The runner up? "YOLO," which is short for "You only live once."

"The GIF, a compressed file format for images that can be used to create simple, looping animations, turned 25 this year, but like so many other relics of the 80s, it has never been trendier," Oxford said in its press release. "GIF celebrated a lexical milestone in 2012, gaining traction as a verb, not just a noun."

Indeed, everything from presidential debates to reality shows were GIFed.

Now, the big questions: What does it stand for? Graphic interchange format. How is it pronounced? Technology enthusiasts insist on pronouncing it like the peanut butter brand Jiff. But Oxford points out that the "the pronunciation with a hard g is now very widespread and readily understood."

We have to say that some of our favorite GIFs this year came from Mayor Michael Bloomberg's interpreter.

Here's one image, courtesy of the Tumblr blog "Lydia Callis's Face For NYC Mayor."

Oxford also gives us some other words that were on the 2012 shortlist:

Eurogeddon: the potential financial collapse of the European Union countries that have adopted the euro, envisaged as having catastrophic implications for the region's economic stability [from euro + (Arma)geddon]

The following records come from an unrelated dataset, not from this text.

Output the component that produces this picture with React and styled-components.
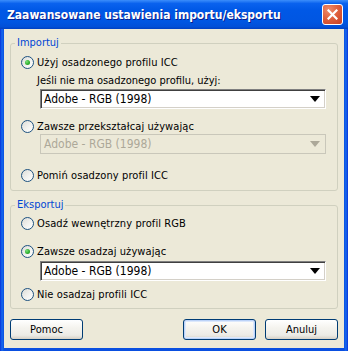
import React from 'react';
import styled, { createGlobalStyle } from 'styled-components';

const GlobalStyle = createGlobalStyle`
  html, body { margin: 0; padding: 0; background: #ECE9D8; }
  body { font-family: Tahoma, "DejaVu Sans Condensed", "Liberation Sans", sans-serif; font-size: 11px; color: #000; }
`;

const Window = styled.div`
  width: 348px;
  height: 351px;
  display: flex;
  flex-direction: column;
  background: #0B4BD8;
`;

const TitleBar = styled.div`
  height: 29px;
  flex: none;
  display: flex;
  align-items: center;
  justify-content: space-between;
  padding: 0 5px 0 7px;
  box-sizing: border-box;
  background: linear-gradient(#3C8EFB 0%, #0A62EE 12%, #0058E6 35%, #0056E2 75%, #0150D8 92%, #0140C0 100%);
`;

const Title = styled.span`
  color: #fff;
  font-family: "DejaVu Sans Condensed", "Liberation Sans", sans-serif;
  font-weight: bold;
  font-size: 12px;
  text-shadow: 1px 1px 0 #0A1E8C;
`;

const CloseButton = styled.div`
  width: 21px;
  height: 21px;
  box-sizing: border-box;
  border: 1px solid #fff;
  border-radius: 3px;
  background: radial-gradient(circle at 30% 25%, #EE8C6C 0%, #E0623E 45%, #C93E22 100%);
  display: flex;
  align-items: center;
  justify-content: center;
`;

const Frame = styled.div`
  flex: 1;
  padding: 0 4px 3px 4px;
  display: flex;
  background: linear-gradient(90deg, #0831D9 0px, #166AEE 2px, #0A4FE0 4px, #0A4FE0 calc(100% - 4px), #166AEE calc(100% - 2px), #0831D9 100%);
`;

const Client = styled.div`
  flex: 1;
  background: #ECE9D8;
  padding: 14px 6px 0 6px;
  display: flex;
  flex-direction: column;
`;

const Group = styled.div`
  position: relative;
  border: 1px solid #D0D0BF;
  border-radius: 3px;
  padding: ${p => p.$pad};
  margin-top: ${p => p.$top || 0}px;
  display: flex;
  flex-direction: column;
`;

const Legend = styled.span`
  position: absolute;
  top: -8px;
  left: 4px;
  padding: 0 2px;
  background: #ECE9D8;
  color: #0046D5;
  line-height: 14px;
`;

const Row = styled.label`
  height: 16px;
  display: flex;
  align-items: center;
  gap: 3px;
  margin-top: ${p => p.$top || 0}px;
  padding-left: 10px;
  letter-spacing: 0.1px;
`;

const Radio = styled.span`
  width: 13px;
  height: 13px;
  box-sizing: border-box;
  border-radius: 50%;
  border: 1px solid #1C5180;
  background: linear-gradient(135deg, #DCDCD7 0%, #F2F2EF 55%, #FFFFFF 100%);
  display: flex;
  align-items: center;
  justify-content: center;
  flex: none;
  &::after {
    content: '';
    display: ${p => (p.$checked ? 'block' : 'none')};
    width: 5px;
    height: 5px;
    border-radius: 50%;
    background: radial-gradient(circle at 35% 35%, #7BE27A 0%, #2FB02F 55%, #1E8A1E 100%);
  }
`;

const Hint = styled.div`
  height: 16px;
  line-height: 16px;
  margin-top: 3px;
  padding-left: 26px;
`;

const Combo = styled.div`
  height: 20px;
  box-sizing: border-box;
  margin: ${p => p.$top || 0}px 11px 0 29px;
  display: flex;
  align-items: center;
  justify-content: space-between;
  padding: 0 5px 0 3px;
  background: ${p => (p.$disabled ? '#ECE9D8' : '#fff')};
  color: ${p => (p.$disabled ? '#ACA899' : '#000')};
  border: 1px solid;
  border-color: ${p => (p.$disabled ? '#C9C7BA' : '#7F7F7F #FFFFFF #FFFFFF #7F7F7F')};
  box-shadow: ${p => (p.$disabled ? 'none' : 'inset 1px 1px 0 #404040, inset -1px -1px 0 #D4D0C8')};
  font-size: 12px;
`;

const Arrow = styled.span`
  width: 0;
  height: 0;
  border-left: 5px solid transparent;
  border-right: 5px solid transparent;
  border-top: 6px solid ${p => (p.$disabled ? '#ACA899' : '#000')};
`;

const Buttons = styled.div`
  display: flex;
  margin-top: 10px;
  gap: 9px;
`;

const Button = styled.div`
  width: 73px;
  height: 21px;
  box-sizing: border-box;
  border: 1px solid #003C74;
  border-radius: 3px;
  background: linear-gradient(#FFFFFF 0%, #F5F4EF 40%, #ECEBE6 80%, #D6D0C5 100%);
  display: flex;
  align-items: center;
  justify-content: center;
  margin-right: ${p => p.$push ? 'auto' : '0'};
  box-shadow: ${p => (p.$default ? 'inset 0 0 0 1px #BCD3F8, inset 0 0 0 2px #DCE8FB' : 'none')};
`;

function Choice({ checked, top, children }) {
  return (
    <Row $top={top}>
      <Radio $checked={checked} />
      <span>{children}</span>
    </Row>
  );
}

function Dropdown({ disabled, top }) {
  return (
    <Combo $disabled={disabled} $top={top}>
      <span>Adobe - RGB (1998)</span>
      <Arrow $disabled={disabled} />
    </Combo>
  );
}

export default function App() {
  return (
    <>
      <GlobalStyle />
      <Window>
        <TitleBar>
          <Title>Zaawansowane ustawienia importu/eksportu</Title>
          <CloseButton>
            <svg width="11" height="11" viewBox="0 0 11 11">
              <path d="M1.5 1.5 L9.5 9.5 M9.5 1.5 L1.5 9.5" stroke="#fff" strokeWidth="2.2" strokeLinecap="square" />
            </svg>
          </CloseButton>
        </TitleBar>
        <Frame>
          <Client>
            <Group $pad="0 0 7px 0">
              <Legend>Importuj</Legend>
              <Choice checked top={10}>Użyj osadzonego profilu ICC</Choice>
              <Hint>Jeśli nie ma osadzonego profilu, użyj:</Hint>
              <Dropdown />
              <Choice top={9}>Zawsze przekształcaj używając</Choice>
              <Dropdown disabled />
              <Choice top={13}>Pomiń osadzony profil ICC</Choice>
            </Group>
            <Group $pad="0 0 6px 0" $top={14}>
              <Legend>Eksportuj</Legend>
              <Choice top={9}>Osadź wewnętrzny profil RGB</Choice>
              <Choice checked top={12}>Zawsze osadzaj używając</Choice>
              <Dropdown top={2} />
              <Choice top={5}>Nie osadzaj profili ICC</Choice>
            </Group>
            <Buttons>
              <Button $push>Pomoc</Button>
              <Button $default>OK</Button>
              <Button>Anuluj</Button>
            </Buttons>
          </Client>
        </Frame>
      </Window>
    </>
  );
}
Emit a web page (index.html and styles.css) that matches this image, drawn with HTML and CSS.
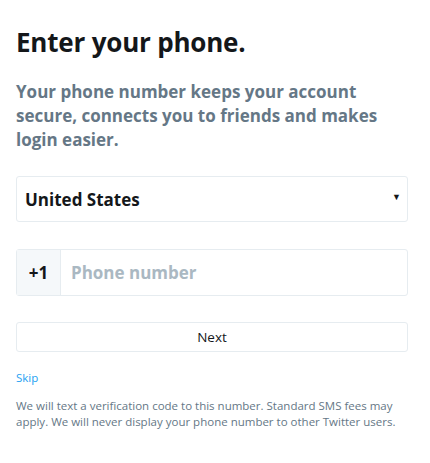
FILE: index.html
```html
<!DOCTYPE html>
<html lang="en">
<head>
<meta charset="utf-8">
<title>Enter your phone</title>
<link rel="stylesheet" href="styles.css">
</head>
<body>
<main class="page">
  <h1 class="title">Enter your phone.</h1>
  <p class="subtitle">Your phone number keeps your account secure, connects you to friends and makes login easier.</p>
  <div class="select">
    <span class="select-value">United States</span>
    <span class="select-arrow">▼</span>
  </div>
  <div class="phone">
    <span class="phone-code">+1</span>
    <span class="phone-placeholder">Phone number</span>
  </div>
  <button class="next" type="button">Next</button>
  <a class="skip" href="#">Skip</a>
  <p class="note">We will text a verification code to this number. Standard SMS fees may apply. We will never display your phone number to other Twitter users.</p>
</main>
</body>
</html>
```

FILE: styles.css
```css
html, body {
  margin: 0;
  padding: 0;
  background: #ffffff;
}

body {
  font-family: "Open Sans", "Noto Sans", sans-serif;
  color: #14171a;
}

.page {
  width: 392px;
  padding: 0 16px;
  display: flex;
  flex-direction: column;
}

.title {
  margin: 26px 0 0;
  font-size: 26px;
  line-height: 32px;
  font-weight: 700;
  letter-spacing: -0.2px;
  color: #14171a;
}

.subtitle {
  margin: 22px 0 0;
  font-size: 17px;
  line-height: 24px;
  font-weight: 700;
  color: #657786;
}

.select {
  margin-top: 24px;
  height: 44px;
  border: 1px solid #e6ecf0;
  border-radius: 3px;
  display: flex;
  align-items: center;
  justify-content: space-between;
  padding: 0 6px 0 8px;
}

.select-value {
  font-size: 17px;
  font-weight: 700;
  color: #14171a;
}

.select-arrow {
  font-size: 9px;
  color: #14171a;
  margin-top: -6px;
}

.phone {
  margin-top: 27px;
  height: 45px;
  border: 1px solid #e6ecf0;
  border-radius: 3px;
  display: flex;
  align-items: stretch;
}

.phone-code {
  width: 43px;
  background: #f5f8fa;
  border-right: 1px solid #e6ecf0;
  display: flex;
  align-items: center;
  justify-content: center;
  font-size: 17px;
  font-weight: 700;
  color: #14171a;
}

.phone-placeholder {
  display: flex;
  align-items: center;
  padding-left: 10px;
  font-size: 17px;
  font-weight: 700;
  color: #aab8c2;
}

.next {
  margin-top: 26px;
  height: 30px;
  border: 1px solid #e6ecf0;
  border-radius: 3px;
  background: #ffffff;
  font-family: inherit;
  font-size: 13.5px;
  color: #14171a;
  padding: 0;
}

.skip {
  margin-top: 18px;
  align-self: flex-start;
  font-size: 11.5px;
  line-height: 16px;
  color: #1da1f2;
  text-decoration: none;
}

.note {
  margin: 12px 0 0;
  font-size: 11.5px;
  line-height: 16px;
  color: #657786;
}
```
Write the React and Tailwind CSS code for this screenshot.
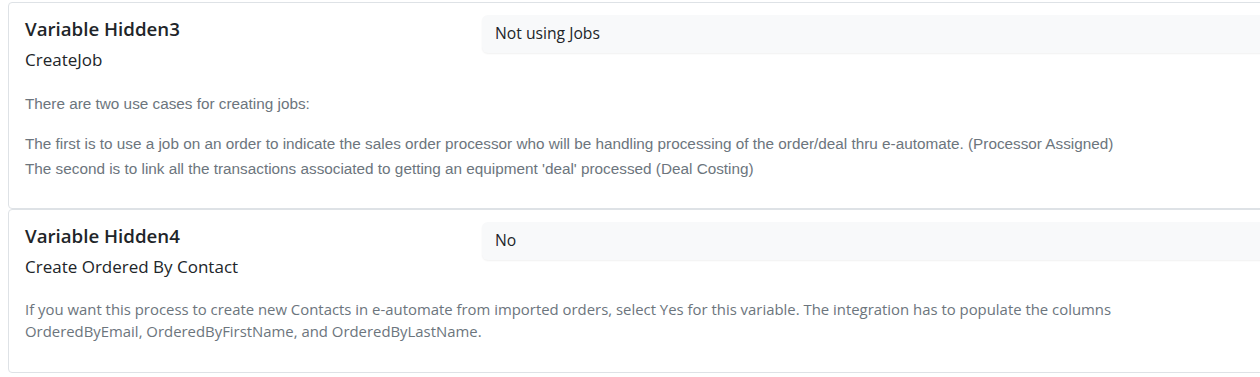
const segoe = "font-['Segoe_UI','Open_Sans',sans-serif]";

const VariableCard = ({ name, label, value, children, bottomPad }) => (
  <div className={`border border-[#dee2e6] rounded-[4px] pl-4 pt-3 ${bottomPad}`}>
    <div className="flex">
      <div className="w-[457px] shrink-0">
        <div className={`${segoe} text-[18.7px] leading-[27px] font-semibold text-[#212529]`}>{name}</div>
        <div className={`${segoe} text-[17px] leading-[24px] mt-[6px] text-[#212529]`}>{label}</div>
      </div>
      <div className="flex-1">
        <div className={`${segoe} h-[38px] flex items-center pl-[13px] bg-[#f8f9fa] rounded-l-[6px] shadow-[0_1px_2px_rgba(0,0,0,0.06)] text-[15.7px] text-[#212529]`}>
          {value}
        </div>
      </div>
    </div>
    <div className="mt-[19px]">{children}</div>
  </div>
);

export default function App() {
  return (
    <div className="w-full overflow-hidden bg-white pt-[2px] pl-2">
      <div className="-mr-4">
        <VariableCard name="Variable Hidden3" label="CreateJob" value="Not using Jobs" bottomPad="pb-[27px]">
          <div className="font-['Liberation_Sans',Arial,sans-serif] text-[15.3px] leading-[25px] text-[#6c757d]">
            <p className="mb-[15px]">There are two use cases for creating jobs:</p>
            <p>
              The first is to use a job on an order to indicate the sales order processor who will be handling processing of the order/deal thru e-automate. (Processor Assigned)
              <br />
              The second is to link all the transactions associated to getting an equipment 'deal' processed (Deal Costing)
            </p>
          </div>
        </VariableCard>
        <VariableCard name="Variable Hidden4" label="Create Ordered By Contact" value="No" bottomPad="pb-[30px]">
          <p className={`${segoe} text-[14.9px] leading-[22px] mt-px text-[#6c757d]`}>
            If you want this process to create new Contacts in e-automate from imported orders, select Yes for this variable. The integration has to populate the columns
            <br />
            OrderedByEmail, OrderedByFirstName, and OrderedByLastName.
          </p>
        </VariableCard>
      </div>
    </div>
  );
}
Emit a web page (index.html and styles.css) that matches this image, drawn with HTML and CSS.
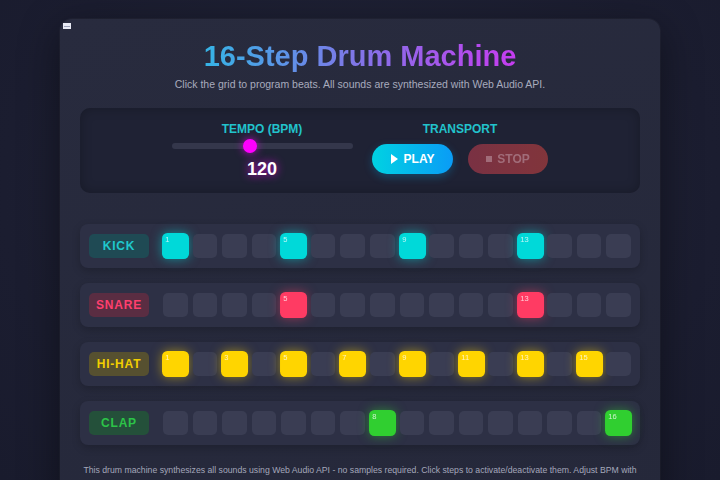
FILE: index.html
```html
<!DOCTYPE html>
<html>
<head>
<meta charset="utf-8">
<title>16-Step Drum Machine</title>
<link rel="stylesheet" href="styles.css">
</head>
<body>
<div class="card">
  <svg class="corner-icon" width="8" height="6" viewBox="0 0 8 6"><rect x="0" y="0" width="8" height="6" fill="#e8eaf4"/><rect x="1" y="3" width="6" height="1" fill="#9aa0b8"/></svg>
  <h1 class="title">16-Step Drum Machine</h1>
  <p class="subtitle">Click the grid to program beats. All sounds are synthesized with Web Audio API.</p>

  <div class="controls">
    <div class="group tempo">
      <div class="group-label">TEMPO (BPM)</div>
      <div class="slider"><div class="track"></div><div class="thumb"></div></div>
      <div class="bpm">120</div>
    </div>
    <div class="group transport">
      <div class="group-label">TRANSPORT</div>
      <div class="buttons">
        <button class="btn play"><span class="tri"></span>PLAY</button>
        <button class="btn stop"><span class="sq"></span>STOP</button>
      </div>
    </div>
  </div>

  <div class="tracks">
    <div class="track-row kick">
      <div class="label">KICK</div>
      <div class="steps">
        <div class="step on"><span>1</span></div><div class="step"></div><div class="step"></div><div class="step"></div>
        <div class="step on"><span>5</span></div><div class="step"></div><div class="step"></div><div class="step"></div>
        <div class="step on"><span>9</span></div><div class="step"></div><div class="step"></div><div class="step"></div>
        <div class="step on"><span>13</span></div><div class="step"></div><div class="step"></div><div class="step"></div>
      </div>
    </div>
    <div class="track-row snare">
      <div class="label">SNARE</div>
      <div class="steps">
        <div class="step"></div><div class="step"></div><div class="step"></div><div class="step"></div>
        <div class="step on"><span>5</span></div><div class="step"></div><div class="step"></div><div class="step"></div>
        <div class="step"></div><div class="step"></div><div class="step"></div><div class="step"></div>
        <div class="step on"><span>13</span></div><div class="step"></div><div class="step"></div><div class="step"></div>
      </div>
    </div>
    <div class="track-row hihat">
      <div class="label">HI-HAT</div>
      <div class="steps">
        <div class="step on"><span>1</span></div><div class="step"></div><div class="step on"><span>3</span></div><div class="step"></div>
        <div class="step on"><span>5</span></div><div class="step"></div><div class="step on"><span>7</span></div><div class="step"></div>
        <div class="step on"><span>9</span></div><div class="step"></div><div class="step on"><span>11</span></div><div class="step"></div>
        <div class="step on"><span>13</span></div><div class="step"></div><div class="step on"><span>15</span></div><div class="step"></div>
      </div>
    </div>
    <div class="track-row clap">
      <div class="label">CLAP</div>
      <div class="steps">
        <div class="step"></div><div class="step"></div><div class="step"></div><div class="step"></div>
        <div class="step"></div><div class="step"></div><div class="step"></div><div class="step on"><span>8</span></div>
        <div class="step"></div><div class="step"></div><div class="step"></div><div class="step"></div>
        <div class="step"></div><div class="step"></div><div class="step"></div><div class="step on"><span>16</span></div>
      </div>
    </div>
  </div>

  <p class="info">This drum machine synthesizes all sounds using Web Audio API - no samples required. Click steps to activate/deactivate them. Adjust BPM with the slider. Press Play to start the sequencer.</p>
</div>
</body>
</html>
```
FILE: styles.css
```css
* { box-sizing: border-box; }
html, body { margin: 0; padding: 0; }
body {
  background: radial-gradient(ellipse at 50% 40%, #222539 0%, #1b1d30 70%, #191b2d 100%);
  font-family: "Liberation Sans", Arial, sans-serif;
  color: #e0e2ee;
  height: 480px;
  overflow: hidden;
}
.card {
  position: relative;
  width: 600px;
  margin: 19px auto 0;
  padding: 20px 20px 20px;
  background: linear-gradient(160deg, #282b3e 0%, #25283a 100%);
  border-radius: 12px;
  box-shadow: 0 10px 40px rgba(0,0,0,0.45), 0 0 0 1px rgba(255,255,255,0.03);
}
.corner-icon { position: absolute; left: 3px; top: 4px; display: block; }
.title {
  margin: 0 auto;
  width: fit-content;
  white-space: nowrap;
  text-align: center;
  font-size: 29px;
  line-height: 34px;
  font-weight: bold;
  background: linear-gradient(90deg, #35b4e6 0%, #8a6ee8 55%, #c63cf0 100%);
  -webkit-background-clip: text;
  background-clip: text;
  color: transparent;
}
.subtitle {
  margin: 4px 0 0;
  text-align: center;
  font-size: 10.5px;
  line-height: 14px;
  color: #a8abbd;
}
.controls {
  margin-top: 17px;
  background: #1f2234;
  border-radius: 10px;
  padding: 14px 0 13px;
  display: flex;
  justify-content: center;
  gap: 19px;
  box-shadow: inset 0 0 12px rgba(0,0,0,0.25);
}
.group { display: flex; flex-direction: column; align-items: center; }
.group-label {
  font-size: 12px;
  line-height: 14px;
  font-weight: bold;
  color: #22c3cc;
}
.tempo { width: 181px; }
.slider { position: relative; width: 181px; height: 14px; margin-top: 3px; }
.slider .track {
  position: absolute; left: 0; right: 0; top: 4px; height: 6px;
  border-radius: 3px; background: #34374b;
}
.slider .thumb {
  position: absolute; left: 71px; top: 0; width: 14px; height: 14px;
  border-radius: 50%; background: #ff00ff;
  box-shadow: 0 0 8px rgba(255,0,255,0.7);
}
.bpm {
  margin-top: 5px;
  font-size: 18px;
  line-height: 22px;
  font-weight: bold;
  color: #ffffff;
  text-shadow: 0 0 8px rgba(255,0,255,0.8);
}
.transport { width: 177px; }
.buttons { display: flex; gap: 15px; margin-top: 8px; }
.btn {
  width: 81px; height: 30px;
  border: none; border-radius: 15px;
  font-family: "Liberation Sans", Arial, sans-serif;
  font-size: 12px; font-weight: bold;
  display: flex; align-items: center; justify-content: center; gap: 4px;
  padding: 0;
}
.play {
  background: linear-gradient(90deg, #00d2e2 0%, #0a9cf6 100%);
  color: #ffffff;
  box-shadow: 0 3px 8px rgba(0,160,230,0.3);
}
.tri {
  width: 0; height: 0;
  border-left: 7px solid #ffffff;
  border-top: 5px solid transparent;
  border-bottom: 5px solid transparent;
  margin-right: 2px;
}
.stop {
  width: 80px;
  background: linear-gradient(90deg, #8a3446 0%, #93393d 100%);
  color: #b87a86;
  opacity: 0.85;
}
.sq { width: 6px; height: 6px; background: #b87a86; margin-right: 1px; }

.tracks { margin-top: 31px; display: flex; flex-direction: column; gap: 15px; }
.track-row {
  display: flex; align-items: center; gap: 14px;
  padding: 10px 9px;
  background: #2d3045;
  border-radius: 8px;
  box-shadow: 0 3px 8px rgba(0,0,0,0.2);
}
.label {
  width: 60px; height: 24px;
  border-radius: 5px;
  font-size: 12px; font-weight: bold; letter-spacing: 0.8px;
  display: flex; align-items: center; justify-content: center;
}
.kick .label { color: #1fc8cc; background: #1f4a54; }
.snare .label { color: #ff3f6e; background: #5a2d42; }
.hihat .label { color: #f2cf00; background: #565030; }
.clap .label { color: #2cc448; background: #24503a; }
.steps { flex: 1; display: flex; gap: 5px; }
.step {
  flex: 1; height: 24px;
  border-radius: 5px;
  background: #3a3d53;
  position: relative;
}
.step span {
  position: absolute; left: 3px; top: 2px;
  font-size: 7px; line-height: 8px;
  color: rgba(255,255,255,0.75);
}
.step.on { transform: scale(1.08); }
.kick .step.on { background: #00d9d9; box-shadow: 0 0 10px rgba(0,217,217,0.55); }
.snare .step.on { background: #ff3b63; box-shadow: 0 0 10px rgba(255,59,99,0.5); }
.hihat .step.on { background: #ffd500; box-shadow: 0 0 10px rgba(255,213,0,0.5); }
.clap .step.on { background: #30cf30; box-shadow: 0 0 10px rgba(48,207,48,0.5); }

.info {
  margin: 18px 0 0;
  text-align: center;
  font-size: 8.7px;
  line-height: 15px;
  color: #a4a7ba;
}
```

Higgs boson: a subatomic particle whose existence is predicted by the theory that unified the weak and electromagnetic interactions

MOOC: massive open online course; a university course offered free of charge via the Internet

nomophobia: anxiety caused by being without one's mobile phone [from no + mo(bile) + phobia]

Super PAC: a type of independent political action committee which may raise unlimited sums of money from corporations, unions, and individuals but is not permitted to contribute to or coordinate directly with parties or candidates

superstorm: an unusually large and destructive storm

YOLO: you only live once; typically used as rationale or endorsement for impulsive or irresponsible behavior

What do you think? Did YOLO deserve the win? Any other word that was left out but shouldn't have been overlooked?